Le opere in esposizione

A street with maps di Miwa Yanagi
 

22/02/2002

Nel salone dell’Istituto sono presentati due enormi pannelli costituiti da quattro lastre ciascuno. La prima fotografia è proprio quella che dà il titolo alla mostra. In “Eternal city” la Yanagi ha sistemato in una perfetta messinscena undici ragazze in divisa, tutte intente ad osservare quello che sembra essere il progetto di una città. Sopra di loro un soffitto circolare luminoso che rimanda alla stereotipa immagine del disco volante: una scala che evidentemente porta al piano superiore non fa che aumentare questa sensazione di realtà futuribile. Ai lati, grazie all’obiettivo grandangolare si vedono due ali prospettiche speculari: i passaggi aperti con tapis-roulant tipici di una stazione. L’azzurro delle divise è in forte contrasto sia con il bianco splendente del modellino della città, sia con il grigio della struttura architettonica in cui la scena è ambientata. L’altro grande pannello è intitolato “A street with maps”: una galleria buia con mappe retroilluminate davanti alle quali sono gruppi di ragazze in divisa di color chiaro. Tutto ricorda le gallerie di mappe rinascimentali, un tempo unici luoghi dove si entrava in contatto con la geografia di luoghi lontani come l’Oriente. Anche qui, come nella prima fotografia, tempi diversi coesistono nello stesso spazio.
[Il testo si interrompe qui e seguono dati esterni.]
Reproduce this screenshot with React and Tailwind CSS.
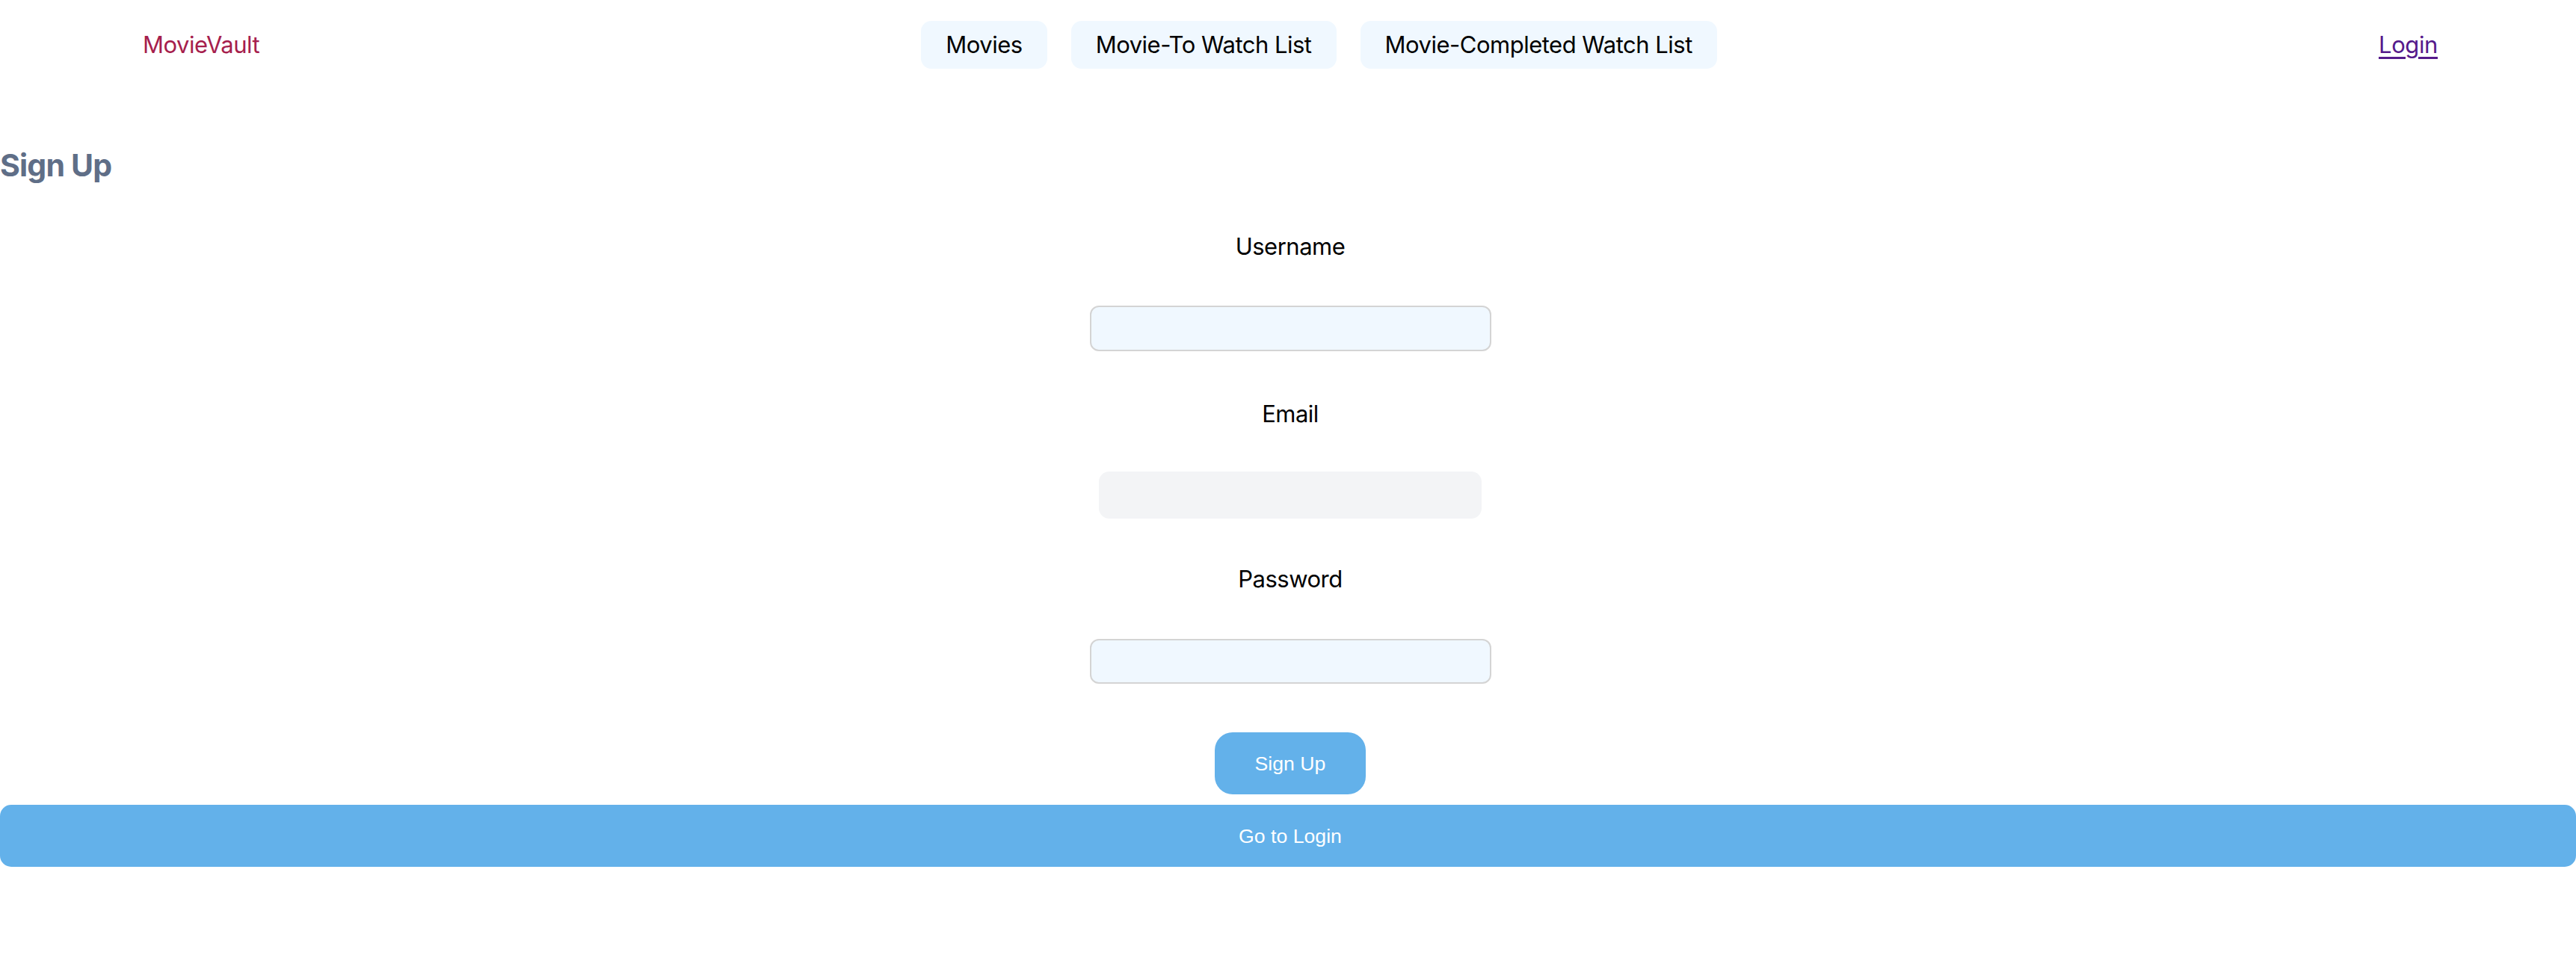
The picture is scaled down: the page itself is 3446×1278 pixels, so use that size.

Sulla sinistra l’immagine delle ragazze è riflessa nel vetro che le vede affiancate ad immagini di celebri statue della tradizione culturale occidentale. Tra queste sono perfettamente leggibili due iconografie di Antonio Canova: la “Paolina Bonaparte” di Galleria Borghese e “Amore e Psiche” del Louvre. Una particolare consonanza figurale lega l’unica ragazza che riflessa nel vetro e la Paolina Borghese: entrambe portano una mano dietro la testa. La scelta della scultura senza tempo di Canova, che richiama l’eternità classica, non può essere un caso all’interno della poetica di Miwa Yanagi. Nonostante la modernità delle immagini presentate dalla Yanagi, la loro composizione si fonda in maniera inequivocabile sulla prospettiva quattrocentesca italiana: è come se Piero della Francesca, Leon Battista Alberti e l’autore della “Città ideale” di Urbino, siano stati catapultati nel nostro tempo, in Giappone e con una macchina fotografica in mano.